Call me old fashioned, but my parents just used to make us sit there and be quiet. Bored? That's life, learn to deal with it.
Both the parent and the child in your example are lacking discipline. The parent unable to tolerate a bored child and the child unable to tolerate boredom. This is a pattern I have personally noticed as early as babies being pushed around in prams with a smartphone or tablet in hand. A two year old definitely doesn't need a phone to relieve boredom but it's easy.
I think people have a tendency to find meaning in things they've done after the fact. In this way, waiting on a boring conversation becomes a lesson in the difficulties of life. This is the root of "character building" activities as well. Is it really better to be bored than not bored? Will my children and I both be better off if they are bored, and my conversation is constrained by increasingly agitated children?
I'd prefer my children have something to do. A book, a phone, an iPad or Switch. Why shouldn't they be entertained while I am? Actually, forcing them to sit quietly while I have fun seems like a weird message to me.
Granted, being bored is a part of life. Undoubtedly then, they'll encounter many boring experiences without the need for me to artificially create them. And, if I know I'll have to wait for someone or something, I bring a book or phone. Why would I deny them the same pleasure?
Smartphones are making us interpret every gap in life as boredom, when it could actually be a break. I know, we're talking about kids. But I seriously think that if they seldom exercise stillness they will never be able to enjoy it. And THAT is a loss.
I don't disagree, and I think I made that clear at the start. Looking around though, it happens quite a bit, and since the discussion was about "what's the use case for this?" I think it stands ok.
I think it has to do with how easy it is to enable. Having a second PIN that automatically goes into kid/guest mode would be fantastic. They could even have a little more freedom then too -- they could create their own wallpapers, customize the location of apps, and change other innocuous system settings which only benefits Apple by helping kids learn more than the parental controls currently gives them access to.
I tried to buy my son the most basic phone available. $5-$10, no camera. I wanted it to do phone calls, texts, and that's it.

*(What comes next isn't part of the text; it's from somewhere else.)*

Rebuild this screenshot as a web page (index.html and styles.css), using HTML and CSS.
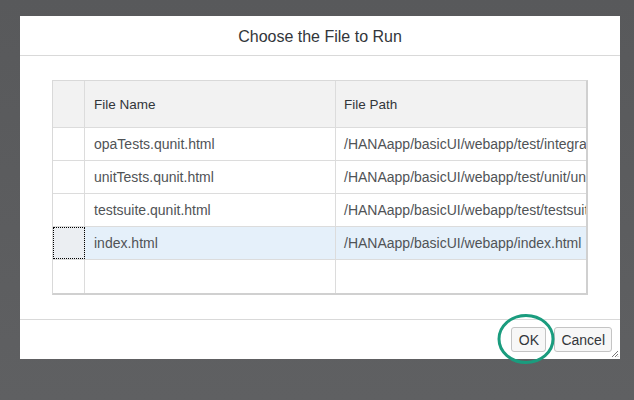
FILE: index.html
```html
<!DOCTYPE html>
<html>
<head>
<meta charset="utf-8">
<link rel="stylesheet" href="styles.css">
</head>
<body>
<div class="dialog">
  <div class="header">Choose the File to Run</div>
  <div class="content">
    <div class="table">
      <div class="row head">
        <div class="sel"></div>
        <div class="cell name">File Name</div>
        <div class="cell path">File Path</div>
      </div>
      <div class="row">
        <div class="sel"></div>
        <div class="cell name">opaTests.qunit.html</div>
        <div class="cell path">/HANAapp/basicUI/webapp/test/integration/opaTests.qunit.html</div>
      </div>
      <div class="row">
        <div class="sel"></div>
        <div class="cell name">unitTests.qunit.html</div>
        <div class="cell path">/HANAapp/basicUI/webapp/test/unit/unitTests.qunit.html</div>
      </div>
      <div class="row">
        <div class="sel"></div>
        <div class="cell name">testsuite.qunit.html</div>
        <div class="cell path">/HANAapp/basicUI/webapp/test/testsuite.qunit.html</div>
      </div>
      <div class="row selected">
        <div class="sel focus"></div>
        <div class="cell name">index.html</div>
        <div class="cell path">/HANAapp/basicUI/webapp/index.html</div>
      </div>
      <div class="row empty">
        <div class="sel"></div>
        <div class="cell name"></div>
        <div class="cell path"></div>
      </div>
    </div>
  </div>
  <div class="footer">
    <button class="btn ok">OK</button>
    <button class="btn">Cancel</button>
    <svg class="grip" width="8" height="8" viewBox="0 0 8 8">
      <path d="M7 1 L1 7 M7 4 L4 7 M7 6.5 L6.5 7" stroke="#7a7a7a" stroke-width="1"/>
    </svg>
    <svg class="ring" width="64" height="56" viewBox="0 0 64 56">
      <ellipse cx="32" cy="28" rx="27" ry="23.5" fill="none" stroke="#1a9c7e" stroke-width="3"/>
    </svg>
  </div>
</div>
</body>
</html>
```

FILE: styles.css
```css
* { box-sizing: border-box; }
html, body { height: 100%; }
body {
  margin: 0;
  padding: 16px 0 0 20px;
  background: linear-gradient(#58595b, #5f6062);
  font-family: "Liberation Sans", Arial, sans-serif;
  color: #32363a;
  overflow: hidden;
}
.dialog {
  width: 600px;
  height: 343px;
  background: #fff;
  display: flex;
  flex-direction: column;
}
.header {
  height: 40px;
  border-bottom: 1px solid #d9d9d9;
  display: flex;
  align-items: center;
  justify-content: center;
  font-size: 16px;
  color: #32363a;
  padding-top: 2px;
}
.content {
  flex: 1;
  padding: 24px 32px 0 32px;
}
.table {
  width: 536px;
  border: 1px solid #d9d9d9;
  border-right-width: 2px;
  border-bottom-width: 2px;
  border-right-color: #d0d0d0;
  border-bottom-color: #d0d0d0;
}
.row {
  display: flex;
  height: 33px;
  border-bottom: 1px solid #dcdcdc;
}
.row.head {
  height: 47px;
  background: #f2f2f2;
}
.row.empty { border-bottom: none; height: 33px; }
.sel {
  width: 32px;
  flex: none;
  border-right: 1px solid #dcdcdc;
}
.cell {
  display: flex;
  align-items: center;
  padding-left: 9px;
  font-size: 14px;
  color: #505356;
  white-space: nowrap;
  overflow: hidden;
}
.head .cell { color: #32363a; font-size: 13.5px; }
.name {
  width: 251px;
  flex: none;
  border-right: 1px solid #dcdcdc;
}
.path { flex: 1; padding-left: 8px; }
.row.selected { background: #e5f0fa; }
.sel.focus {
  background: #ebeef2;
  outline: 1px dotted #000;
  outline-offset: -1px;
}
.footer {
  height: 40px;
  border-top: 1px solid #d9d9d9;
  display: flex;
  justify-content: flex-end;
  align-items: flex-start;
  gap: 8px;
  padding: 7px 8px 0 0;
  position: relative;
}
.btn {
  height: 25px;
  border: 1px solid #c4c4c4;
  border-radius: 3px;
  background: #f7f7f7;
  font-family: "Liberation Sans", Arial, sans-serif;
  font-size: 14px;
  color: #32363a;
  padding: 0 6px;
}
.btn.ok { width: 35px; padding: 0; }
.grip {
  position: absolute;
  right: 1px;
  bottom: 1px;
}
.ring {
  position: absolute;
  left: 474px;
  top: -9px;
}
```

Turns out it still had a rudimentary browser. And because the phone was only capable of 3G, his basic line had unlimited data. He spent a ridiculous number of hours watching YouTube on that tiny 1.5" screen.
The main reason is how worried we are about the impact unfettered, always on, modern Internet/technology will have on the developing brains of teenagers, and beyond.

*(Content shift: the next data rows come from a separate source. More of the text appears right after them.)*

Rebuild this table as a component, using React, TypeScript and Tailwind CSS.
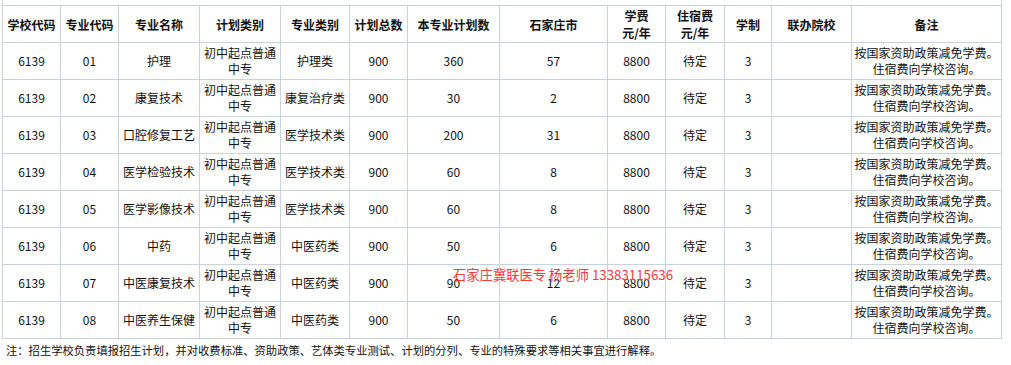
import React from "react";

const rows = [
  ["01", "护理", "护理类", "360", "57"],
  ["02", "康复技术", "康复治疗类", "30", "2"],
  ["03", "口腔修复工艺", "医学技术类", "200", "31"],
  ["04", "医学检验技术", "医学技术类", "60", "8"],
  ["05", "医学影像技术", "医学技术类", "60", "8"],
  ["06", "中药", "中医药类", "50", "6"],
  ["07", "中医康复技术", "中医药类", "90", "12"],
  ["08", "中医养生保健", "中医药类", "50", "6"],
];

function H({ children }: { children: React.ReactNode }) {
  return (
    <div className="bg-white flex items-center justify-center text-center font-bold leading-[17px]">
      <div>{children}</div>
    </div>
  );
}

function C({ children }: { children?: React.ReactNode }) {
  return (
    <div className="bg-white flex items-center justify-center text-center leading-[16px] whitespace-nowrap">
      <div>{children}</div>
    </div>
  );
}

export default function App() {
  return (
    <div className="relative w-[1011px] h-[365px] bg-white text-[12px] text-[#111] font-['Noto_Sans_CJK_SC','Microsoft_YaHei',sans-serif]">
      <div className="ml-[2px] w-[1000px] h-[5px] border-x border-[#c8d3e0]" />
      <div className="ml-[2px] w-[1000px] grid grid-cols-[57px_57px_80px_80px_68px_57px_91px_107px_57px_58px_46px_79px_149px] auto-rows-[36px] gap-px p-px bg-[#c8d3e0]">
        <H>学校代码</H>
        <H>专业代码</H>
        <H>专业名称</H>
        <H>计划类别</H>
        <H>专业类别</H>
        <H>计划总数</H>
        <H>本专业计划数</H>
        <H>石家庄市</H>
        <H>
          学费
          <br />
          元/年
        </H>
        <H>
          住宿费
          <br />
          元/年
        </H>
        <H>学制</H>
        <H>联办院校</H>
        <H>备注</H>
        {rows.map((r) => (
          <React.Fragment key={r[0]}>
            <C>6139</C>
            <C>{r[0]}</C>
            <C>{r[1]}</C>
            <C>
              初中起点普通
              <br />
              中专
            </C>
            <C>{r[2]}</C>
            <C>900</C>
            <C>{r[3]}</C>
            <C>{r[4]}</C>
            <C>8800</C>
            <C>待定</C>
            <C>3</C>
            <C />
            <C>
              按国家资助政策减免学费。
              <br />
              住宿费向学校咨询。
            </C>
          </React.Fragment>
        ))}
      </div>
      <div className="pl-[6px] pt-[3px] text-[11.3px] leading-[16px] whitespace-nowrap">
        注：招生学校负责填报招生计划，并对收费标准、资助政策、艺体类专业测试、计划的分列、专业的特殊要求等相关事宜进行解释。
      </div>
      <div className="absolute left-[453px] top-[266px] text-[13.3px] leading-[18px] text-[#f03c3c] whitespace-nowrap">
        石家庄冀联医专 杨老师 13383115636
      </div>
    </div>
  );
}
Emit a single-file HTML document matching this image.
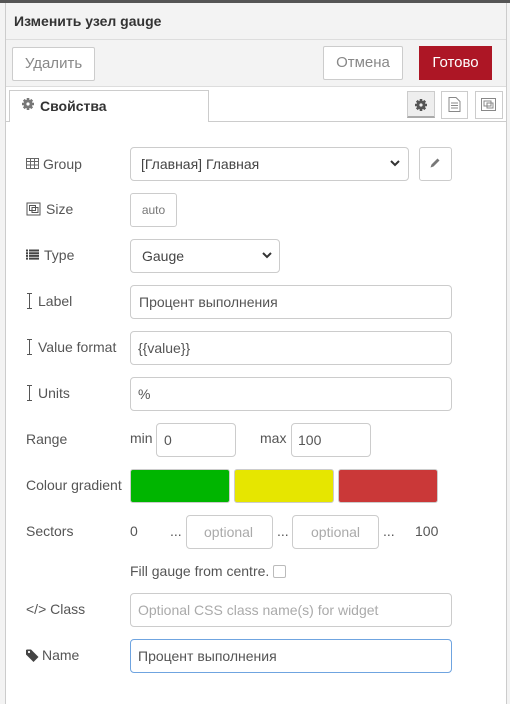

The thing I really, really love about having a Google Pixel phone is the camera, and its with me all the time. I was riding my bicycle to work on Friday and saw the sunrise...it was quite beautiful: https://www.realms.org/pics/IMG_20180105_072614_1.jpg
Besides that, I have very few apps installed on my phone. I basically use it as a mobile web browser from time to time.
That's a pretty picture. I wonder though, the beautiful Voronoi-like patterns between the leaves are an intentional effect, or camera quality issues rendering as something nice by accident?

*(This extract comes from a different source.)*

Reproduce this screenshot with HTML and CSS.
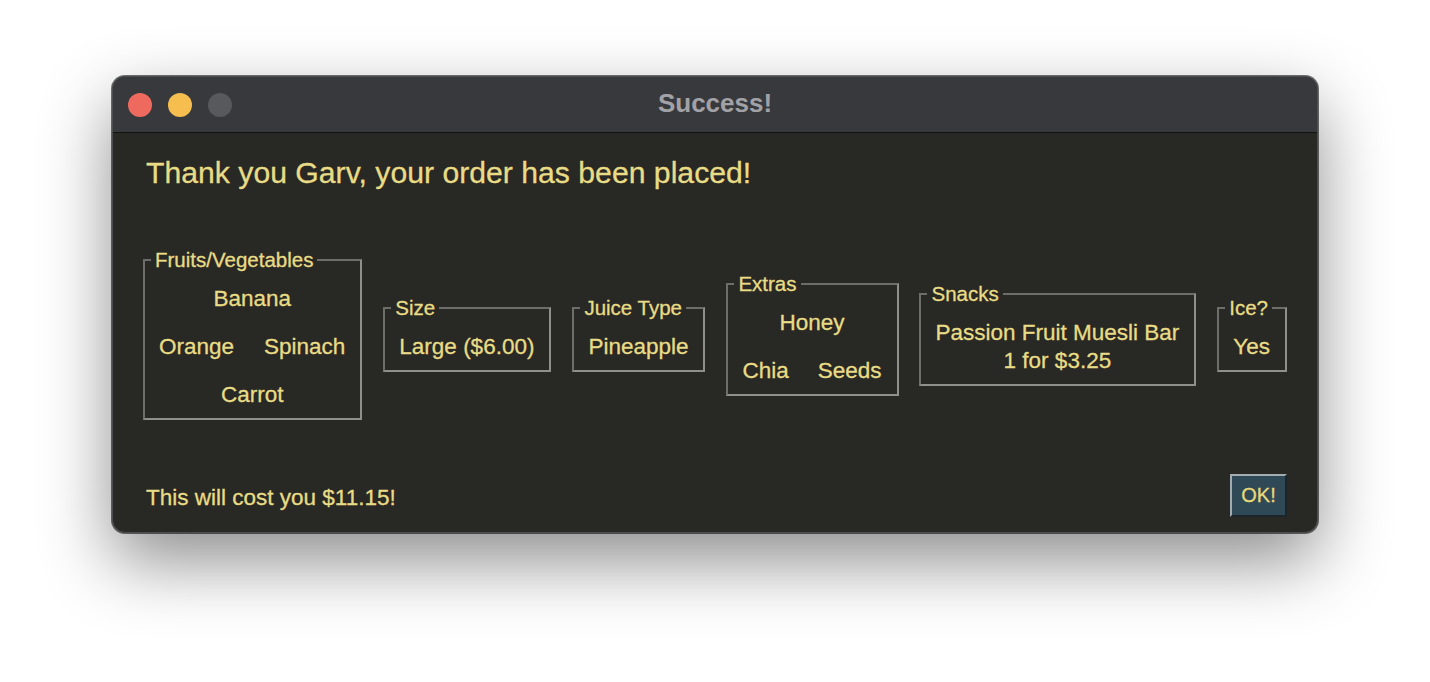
FILE: index.html
```html
<!DOCTYPE html>
<html>
<head>
<meta charset="utf-8">
<link rel="stylesheet" href="styles.css">
</head>
<body>
<div class="window">
  <div class="titlebar">
    <div class="lights">
      <span class="light red"></span>
      <span class="light yellow"></span>
      <span class="light gray"></span>
    </div>
    <div class="title">Success!</div>
    <div class="spacer"></div>
  </div>
  <div class="content">
    <h1 class="heading">Thank you Garv, your order has been placed!</h1>
    <div class="groups">
      <fieldset class="group">
        <legend>Fruits/Vegetables</legend>
        <div class="group-body pair fruits">
          <span class="full">Banana</span>
          <span>Orange</span>
          <span>Spinach</span>
          <span class="full">Carrot</span>
        </div>
      </fieldset>
      <fieldset class="group">
        <legend>Size</legend>
        <div class="group-body">Large ($6.00)</div>
      </fieldset>
      <fieldset class="group">
        <legend>Juice Type</legend>
        <div class="group-body">Pineapple</div>
      </fieldset>
      <fieldset class="group">
        <legend>Extras</legend>
        <div class="group-body pair extras">
          <span class="full">Honey</span>
          <span>Chia</span>
          <span>Seeds</span>
        </div>
      </fieldset>
      <fieldset class="group">
        <legend>Snacks</legend>
        <div class="group-body snacks">Passion Fruit Muesli Bar<br>1 for $3.25</div>
      </fieldset>
      <fieldset class="group">
        <legend>Ice?</legend>
        <div class="group-body">Yes</div>
      </fieldset>
    </div>
    <div class="footer">
      <span class="cost">This will cost you $11.15!</span>
      <button class="ok">OK!</button>
    </div>
  </div>
</div>
</body>
</html>
```

FILE: styles.css
```css
html, body {
  margin: 0;
  padding: 0;
}
body {
  width: 1430px;
  height: 682px;
  overflow: hidden;
  background: #ffffff;
  font-family: "Liberation Sans", Arial, Helvetica, sans-serif;
  padding: 76px 0 0 112px;
  box-sizing: border-box;
}
.window {
  box-sizing: border-box;
  width: 1206px;
  height: 457px;
  border: 1px solid #4d4d50;
  border-radius: 13px;
  overflow: hidden;
  background: #282824;
  box-shadow: 0 28px 70px rgba(0, 0, 0, 0.45), 0 0 0 1px rgba(0, 0, 0, 0.55);
}
.titlebar {
  height: 55px;
  background: #38393d;
  border-bottom: 1px solid #121212;
  display: grid;
  grid-template-columns: 1fr auto 1fr;
  align-items: center;
}
.lights {
  display: flex;
  gap: 16px;
  padding-left: 15px;
}
.light {
  width: 24px;
  height: 24px;
  border-radius: 50%;
  display: block;
}
.red { background: #ee6a5f; }
.yellow { background: #f5be4f; }
.gray { background: #58595d; }
.title {
  color: #a2a2a6;
  font-weight: bold;
  font-size: 26px;
  line-height: 26px;
  margin-bottom: 4px;
}
.content {
  height: 399px;
  box-sizing: border-box;
  padding: 0 30px;
  display: flex;
  flex-direction: column;
  color: #e8dc86;
  -webkit-text-stroke: 0.3px #e8dc86;
}
.heading {
  margin: 22px 0 0 3px;
  font-size: 30.2px;
  line-height: 36px;
  font-weight: normal;
}
.groups {
  margin-top: 59px;
  display: flex;
  justify-content: space-between;
  align-items: center;
}
.group {
  margin: 0;
  padding: 0;
  border: 2px solid;
  border-color: #6d6d69 #8f8f8b #8f8f8b #6d6d69;
  min-width: 0;
}
.group legend {
  margin-left: 6px;
  padding: 0 4px;
  font-size: 20.5px;
  line-height: 20px;
}
.group-body {
  padding: 15px 15px 9px 14px;
  font-size: 22.5px;
  line-height: 28px;
  text-align: center;
  white-space: nowrap;
}
.pair {
  display: grid;
  grid-template-columns: auto auto;
  row-gap: 20px;
}
.fruits { column-gap: 30px; }
.extras { column-gap: 29px; }
.full {
  grid-column: 1 / -1;
  justify-self: center;
}
.footer {
  margin-top: 54px;
  display: flex;
  justify-content: space-between;
  align-items: center;
  padding-left: 3px;
}
.cost {
  margin-top: 4px;
  font-size: 22.5px;
  line-height: 28px;
}
.ok {
  box-sizing: border-box;
  width: 57px;
  height: 43px;
  background: #2f4a56;
  color: #e8d97a;
  -webkit-text-stroke: 0.3px #e8d97a;
  border: 2px solid;
  border-color: #a3abb0 #1c252a #1c252a #a3abb0;
  font-family: "Liberation Sans", Arial, Helvetica, sans-serif;
  font-size: 20px;
  padding: 0;
}
```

There's very little deeply 'intentional' about any picture I take. I tend to take virtually no time for composition, and shoot some large number of pics when something catches my eye.
I'm told by people who do have some actual talent that a small fraction of the pics I take are good.
For this picture, I was actually riding my bicycle, and snapped two dozen shots over 30 seconds.
I think that's what was meant; a limited access PIN for the kid, and a "more secure" full access PIN for the parent. That way the parent can approve in-game purchases and that sort of thing if they wish.
I've advocated for that, as well as an ATM PIN to use if one is being forced to withdraw funds. It could alert police, mark the security camera footage to be saved, and show a very low account balance.
Try as one might, the world doesn't seem to want to be better.
OK I'll bite. I think your solution only solves one edge case. And there are too many other edge cases to warrant spending the infrastructure to fix one edge case.
Examples, your solution doesn't solve:
- Mugger waits for you to withdraw the money from ATM.
- Mugger forces you to withdraw everything AFTER you entered your PIN.
- Muggers holding someone ransom until you get them their money.
- You are traveling outside of your home country/unreliable law enforcement.
They have programs that do this now. I dont know them off the top of my head by I know parents that have full control over their kids smart phone from their phone. They allow apps to be run in certain time windows, or lets the parent lock and unlock them at will, etc...
There are a number of apps which provide a mode with features like that, including some first-party ones from handset manufacturers like Samsung's Kids Mode.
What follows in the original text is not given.